1. Grades. A lot of people undereducate Black children. Even if you have the best grades... it's hard to compete with someone who is being taught 2-4 levels ahead of you. For instance, when I entered U of M wanting to be a physics major... I realized that many of the white folks had already completed Calculus 2 (or AP Calculus BC) and Differential Equations. On the other hand, many of the Black students from Detroit did not come from schools where AP Calculus was available... let alone Intergral Calculus or above.
So even if you get the best grades in Trigonometry or Algebra... How do you compete with someone the same age who has already been taught so much more?
2. Libraries. Many libraries close by 7pm. If you are lucky you might be able to find a nearby university that stays open until 12. But if your not lucky... then what? Many suburbs have internet cafes... but inner cities don't. And even if they did, you wouldn't have the money to pay for them.
3. Even if you get a computer... How in the world would you pay for internet? You need credit, good credit in order to buy the internet on contract. And so far they don't have prepaid internet services.
Perhaps you can go to McDonalds, but they don't have any sockets to actually plug in your lap top.
4. And if you are an inner city black kid... There just so much that you won't be exposed to... Your music departments will be cut. You won't learn an instrument until you get to high school because the middle school programs are obsolete. So how do you win a scholarship for music when you've only been playing for 4 years... versus a person with private lessons who has been playing since they were 4 years old?
You won't have a swim team, or a lacrosse team, or a soccer team, or a hockey team. You might have a track team that may or may not have a track.
5. And what will you eat. A person's diet has a huge effect on their long-term brain development. Most inner cities don't have very many health food stores... And most of the grocery stores in the cities barely carry produce. I don't know.
And that's just the basics. I don't know anything about going to schools where there are metal detectors. And actually partial police departments based on school grounds. I don't know anything about going to school where there are active gangs. Sometimes folks can't just get "good grades".

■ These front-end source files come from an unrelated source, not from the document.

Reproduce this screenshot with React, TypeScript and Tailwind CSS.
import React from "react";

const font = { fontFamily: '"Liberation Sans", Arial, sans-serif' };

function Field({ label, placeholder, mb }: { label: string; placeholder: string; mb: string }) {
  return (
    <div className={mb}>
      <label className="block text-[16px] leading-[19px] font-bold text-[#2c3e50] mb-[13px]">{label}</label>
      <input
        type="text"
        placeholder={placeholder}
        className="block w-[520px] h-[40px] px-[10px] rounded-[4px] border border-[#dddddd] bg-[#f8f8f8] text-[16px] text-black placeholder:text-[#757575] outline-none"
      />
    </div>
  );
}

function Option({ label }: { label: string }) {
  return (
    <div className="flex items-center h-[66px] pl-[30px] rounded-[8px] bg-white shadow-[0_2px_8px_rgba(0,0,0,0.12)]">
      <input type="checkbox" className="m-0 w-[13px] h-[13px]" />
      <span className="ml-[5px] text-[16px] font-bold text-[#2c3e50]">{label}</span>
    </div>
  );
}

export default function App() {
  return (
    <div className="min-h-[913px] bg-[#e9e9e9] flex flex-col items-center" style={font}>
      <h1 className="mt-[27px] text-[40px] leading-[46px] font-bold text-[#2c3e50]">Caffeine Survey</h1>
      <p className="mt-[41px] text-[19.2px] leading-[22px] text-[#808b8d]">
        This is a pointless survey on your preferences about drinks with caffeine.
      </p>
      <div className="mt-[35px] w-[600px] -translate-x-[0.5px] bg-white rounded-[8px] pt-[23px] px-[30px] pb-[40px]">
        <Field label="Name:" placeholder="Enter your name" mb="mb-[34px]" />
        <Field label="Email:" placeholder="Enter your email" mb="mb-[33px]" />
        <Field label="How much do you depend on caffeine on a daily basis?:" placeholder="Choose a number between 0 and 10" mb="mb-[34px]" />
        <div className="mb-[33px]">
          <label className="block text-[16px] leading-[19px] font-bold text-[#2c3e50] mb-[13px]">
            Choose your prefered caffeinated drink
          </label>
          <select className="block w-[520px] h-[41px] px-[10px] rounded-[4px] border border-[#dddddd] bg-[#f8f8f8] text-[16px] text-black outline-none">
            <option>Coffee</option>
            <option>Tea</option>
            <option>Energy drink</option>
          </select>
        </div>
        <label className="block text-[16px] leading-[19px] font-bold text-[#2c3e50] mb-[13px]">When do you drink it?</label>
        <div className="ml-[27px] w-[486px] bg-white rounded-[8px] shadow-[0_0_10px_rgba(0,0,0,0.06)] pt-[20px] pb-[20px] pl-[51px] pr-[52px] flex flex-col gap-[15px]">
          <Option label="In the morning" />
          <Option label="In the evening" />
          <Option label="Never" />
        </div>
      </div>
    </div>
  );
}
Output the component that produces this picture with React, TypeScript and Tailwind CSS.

I just shake my head. I don't know what a broke kid could do. Or should do.
A year ago, I read an article about a young Black man who was valedictorian of his high school. It was a congratulatory article, praising the young man for going to college in spite of all of the odds. But at the end of the article, it mentioned that the young man was going to community college! I was so furious! If was was valedictorian, with decent scores... and he went through everything the article mentioned. I think he should have had a full ride to Harvard, Stanford, Michigan or Wharton... There's no way in the world he should have been going to a community college.
But that would take a guidance counselor to say, "hey-- you've gone through enough... there's money out there. Here, apply to Harvard. Here, apply to Northwestern. Oberlin." Whatever.
Part of the problem when your Black... is just having enough people tell you that you really can compete with White folks. Really.
Everyday, I'm reminded of how priveleged I have been a Black middle class lady. I didn't have a car, or name brand clothes... But I definitely had one of the best educations a Black person could have in America.
What would I do if I was a poor Black kid?
1. Girl Scouts/Boy Scouts
2. Jr. Achievement
3. Free Sports Teams
4. Free or Cheap Private Lessons for a Musical Instrument
5. The smartest, coolest, most-down-to earth Black frieends I could find in the city
6. maybe Jack and Jill parties (to learn how to network with Black folks)
7. Church (maybe that should have been number one)
8. A mentor or two or three or four (who are black)
9. And the most important thing is summer programs. Every major college has summer programs for people of color or people without the most money... Sometimes they are absolutely free.
10. A lot of inner city Black schools won't let you take college courses while your in high school, but a lot of white schools will. I guess if I was broke I would try like hell to take college courses while I was in high school. Even if I was just auditing and couldn't get credit...
Its really hard to know what you don't know. I don't know how I would have known about summer programs 1. if I didn't have sibling who went to college before me, 2. if I didn't have Black friends going to the programs, 3. If I didn't have a guidance counselor who knows.
I don't have any real answers. In some ways, I'm still trying to figure out what I would do (or will do) as a poor Black parent.